Recently, a bus driver, upon seeing Bill, got out of the bus and guided him across the street to his building. But, he added, “That was above and beyond. I don’t expect anyone else to do that.” Bill agreed with his wife that a shelter at the bus stop would go a long way in terms of making the wait more pleasant in increasingly cold weather, and “it would make it easier to find.”
He added that he thought it was a hazard for others as well, even without a disability. “I don’t know anyone who thinks this is great.”
In response to the concerns, a spokesperson for the DOT reiterated to T&V that the new layout was designed with safety in mind.

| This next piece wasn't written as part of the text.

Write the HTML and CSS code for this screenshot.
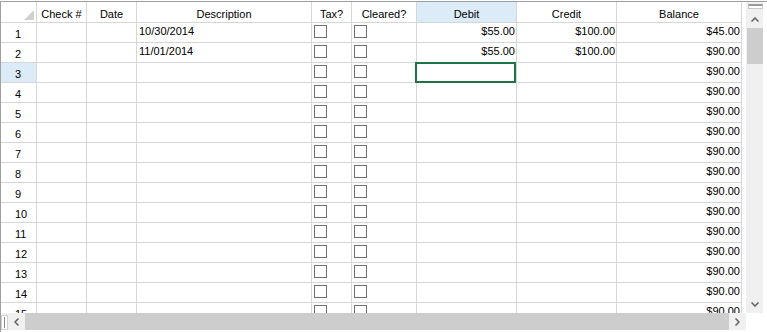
FILE: index.html
```html
<!DOCTYPE html>
<html lang="en">
<head>
    <meta charset="UTF-8">
    <title>Checkbook Register</title>
    <link rel="stylesheet" href="styles.css">
</head>
<body>
    <div class="grid-control">
        <div class="viewport">
            <div class="row header">
                <div class="cell corner-cell">
                    <svg width="10" height="10" viewBox="0 0 10 10"><polygon points="10,0 10,10 0,10" fill="#cfcfcf"/></svg>
                </div>
                <div class="cell">Check #</div>
                <div class="cell">Date</div>
                <div class="cell">Description</div>
                <div class="cell">Tax?</div>
                <div class="cell">Cleared?</div>
                <div class="cell active">Debit</div>
                <div class="cell">Credit</div>
                <div class="cell">Balance</div>
            </div>
            <div id="body"></div>
        </div>

        <div class="vscroll">
            <div class="split-h"></div>
            <div class="arrow">
                <svg width="8" height="5" viewBox="0 0 8 5"><polyline points="0.5,4.5 4,1 7.5,4.5" fill="none" stroke="#606060" stroke-width="1.5"/></svg>
            </div>
            <div class="vthumb"></div>
            <div class="spacer"></div>
            <div class="arrow">
                <svg width="8" height="5" viewBox="0 0 8 5"><polyline points="0.5,0.5 4,4 7.5,0.5" fill="none" stroke="#606060" stroke-width="1.5"/></svg>
            </div>
        </div>

        <div class="hscroll">
            <div class="split-v"><span></span></div>
            <div class="arrow">
                <svg width="5" height="8" viewBox="0 0 5 8"><polyline points="4.5,0.5 1,4 4.5,7.5" fill="none" stroke="#606060" stroke-width="1.5"/></svg>
            </div>
            <div class="hthumb"></div>
            <div class="arrow">
                <svg width="5" height="8" viewBox="0 0 5 8"><polyline points="0.5,0.5 4,4 0.5,7.5" fill="none" stroke="#606060" stroke-width="1.5"/></svg>
            </div>
        </div>
        <div class="corner"></div>
    </div>

    <script>
        const entries = [
            { desc: '10/30/2014', debit: '$55.00', credit: '$100.00', balance: '$45.00' },
            { desc: '11/01/2014', debit: '$55.00', credit: '$100.00', balance: '$90.00' }
        ];
        const body = document.getElementById('body');

        for (let i = 0; i < 15; i++) {
            const e = entries[i] || { desc: '', debit: '', credit: '', balance: '$90.00' };
            const row = document.createElement('div');
            row.className = 'row';
            row.innerHTML =
                '<div class="cell rowhead' + (i === 2 ? ' active' : '') + '">' + (i + 1) + '</div>' +
                '<div class="cell"></div>' +
                '<div class="cell"></div>' +
                '<div class="cell">' + e.desc + '</div>' +
                '<div class="cell"><span class="box"></span></div>' +
                '<div class="cell"><span class="box"></span></div>' +
                '<div class="cell num' + (i === 2 ? ' selected' : '') + '">' + e.debit + '</div>' +
                '<div class="cell num">' + e.credit + '</div>' +
                '<div class="cell num">' + e.balance + '</div>';
            body.appendChild(row);
        }
    </script>
</body>
</html>
```

FILE: styles.css
```css
body {
    margin: 0;
    background-color: #fff;
    font-family: 'Liberation Sans', Arial, sans-serif;
    font-size: 11px;
    line-height: 13px;
    color: #000;
}

.grid-control {
    margin-top: 1px;
    width: 767px;
    height: 331px;
    box-sizing: border-box;
    border-top: 1px solid #a0a0a0;
    border-left: 1px solid #a0a0a0;
    padding: 0 4px 2px 0;
    display: grid;
    grid-template-columns: 745px 17px;
    grid-template-rows: 311px 17px;
}

.viewport {
    overflow: hidden;
}

.row {
    display: grid;
    grid-template-columns: 36px 50px 50px 175px 40px 65px 100px 100px 125px;
    height: 20px;
}

.row.header {
    height: 21px;
}

.cell {
    box-sizing: border-box;
    border-right: 1px solid #d6d6d6;
    border-bottom: 1px solid #d6d6d6;
    padding: 2px 2px 0 2px;
    white-space: nowrap;
    overflow: hidden;
    position: relative;
}

.header .cell {
    text-align: center;
    padding-top: 6px;
}

.header .corner-cell {
    display: flex;
    justify-content: flex-end;
    align-items: flex-end;
    padding: 0 2px 2px 0;
}

.cell.active {
    background-color: #dcebf8;
}

.rowhead {
    padding: 5px 0 0 14px;
}

.num {
    text-align: right;
    padding-right: 1px;
}

.cell.selected {
    overflow: visible;
    z-index: 2;
}

.cell.selected::after {
    content: '';
    position: absolute;
    top: -1px;
    left: -2px;
    right: 0;
    bottom: -1px;
    border: 2px solid #217346;
}

.box {
    display: block;
    width: 13px;
    height: 13px;
    box-sizing: border-box;
    border: 1px solid #707070;
    background-color: #fff;
}

/* scrollbars */
.vscroll {
    background-color: #f0f0f0;
    display: flex;
    flex-direction: column;
}

.split-h {
    height: 5px;
    margin: 2px 0 1px 2px;
    box-sizing: border-box;
    background-color: #fff;
    border: 1px solid #c8c8c8;
    border-top: 2px solid #9a9a9a;
}

.vscroll .arrow {
    height: 18px;
    display: flex;
    justify-content: center;
    align-items: center;
}

.vscroll .arrow:last-child {
    height: 17px;
}

.vthumb {
    height: 36px;
    margin: 0 0 0 1px;
    background-color: #cdcdcd;
}

.spacer {
    flex: 1;
}

.hscroll {
    background-color: #f0f0f0;
    display: flex;
}

.split-v {
    width: 7px;
    box-sizing: border-box;
    margin-top: 2px;
    background-color: #fff;
    border: 1px solid #d0d0d0;
    display: flex;
    justify-content: center;
    padding: 1px 0;
}

.split-v span {
    width: 1px;
    background-color: #8a8a8a;
}

.hscroll .arrow {
    width: 17px;
    display: flex;
    justify-content: center;
    align-items: center;
}

.hthumb {
    flex: 1;
    background-color: #cdcdcd;
}

.corner {
    background-color: #fff;
}
```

“The street improvement project, including a two-way bike path on East 20th Street, creates a safe, accessible option for cyclists, pedestrians, and bus riders and will provide ancillary benefits during the L train closure,” the DOT said. “The design between First Avenue and Avenue C includes standard bus boarding islands along the route for M23 and M9 stops, as well as expanded pedestrian space and a shortened pedestrian crossing distances at Avenue C. At First Avenue, the project slightly enlarges the bus stop and implements an additional westbound right turn lane. The pedestrian crossing is improved by separating the east-west pedestrian and bicycle crossing phase from the westbound vehicular right turn phase.”
The agency also said the reconfigured street was designed with the visually impaired in mind.
“In keeping with citywide standards, the design includes detectable warning strips located on both the pedestrian ramps from the sidewalk, and the ramps onto the bus boarding islands are designed to alert visually impaired pedestrians that they are entering or exiting the pedestrian space. The bike path also narrows behind the bus boarding islands, encouraging cyclists to slow down.”
The DOT added that more signage and markings will be installed along the street and that the agency would “continue to monitor the location.”
Along with the bus boarding island and protected bike lanes, the project also includes a curb extension and a pedestrian island at Avenue C to shorten crossing distances, upgraded pedestrian ramps on Avenue C and 18th Street and updated traffic signal timing on First Avenue and 20th Street.